Most folks don’t want a preacher.  They want a priest.  They don’t want to be told that their own religion is flawed, or that they need yet to be taught by God.  They would rather have their own natural religion be facilitated.  They’d prefer a religious figurehead to add charm and legitimacy to their spiritual sentiments.  They want a reed shaking in the wind who will make them feel validated in their own notions and worldly opinions.  But St.
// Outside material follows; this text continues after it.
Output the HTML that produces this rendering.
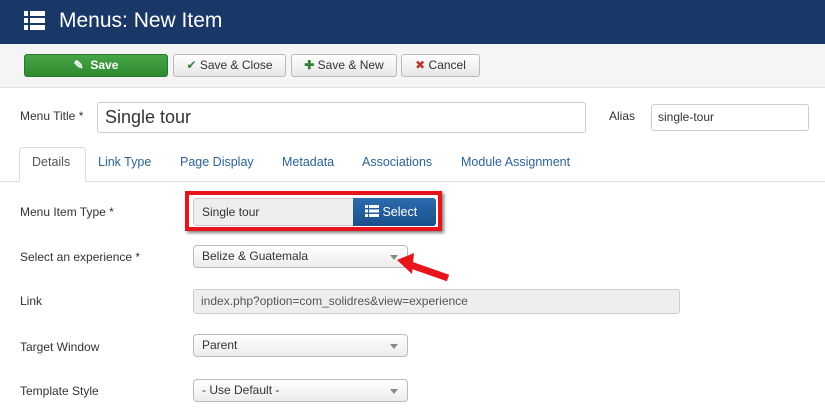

John chopped down all such foolish expectations and cast them into the fire.  So must every faithful servant of Christ.  He deals with that which belongs to his Lord.  He is a steward – a steward of the mysteries of God.  These mysteries belong to God for the continual use and benefit of the priesthood.  John’s father Zachariah was a priest, from the priestly tribe of Levi.  But John wasn’t a priest.  He was a prophet.  But he was sent to priests to bring an end to the Levitical priesthood and replace it with a royal priesthood.  He prepared the priesthood for the High Priest, Jesus Christ, the royal Son of David.  As Malachi foretold of him,
“He will sit as a refiner and a purifier of silver;
He will purify the sons of Levi,
And purge them as gold and silver,
That they may offer to the
Lord
An offering in righteousness.” 
And so he does.  He who is pure – whose purity before God is yours by faith – purifies your faith because, in his love for you, your faith is more precious than gold or silver.  As a priest, you yourself may approach God too as pure and holy and righteous in his sight.  “You are a chosen generation, a royal priesthood, a holy nation, His own special people, that you may proclaim the praises of Him who called you out of darkness into His marvelous light” (1 Peter 2:9).   This is an offering in righteousness, dear Christian.  It is to hear and believe and confess with your mouth what the preacher preaches.  “Behold, the Lamb of God – We preach Christ crucified.”  Through him you have obtained mercy.  And in him you shall receive the end of your faith, the salvation of your souls.  Amen.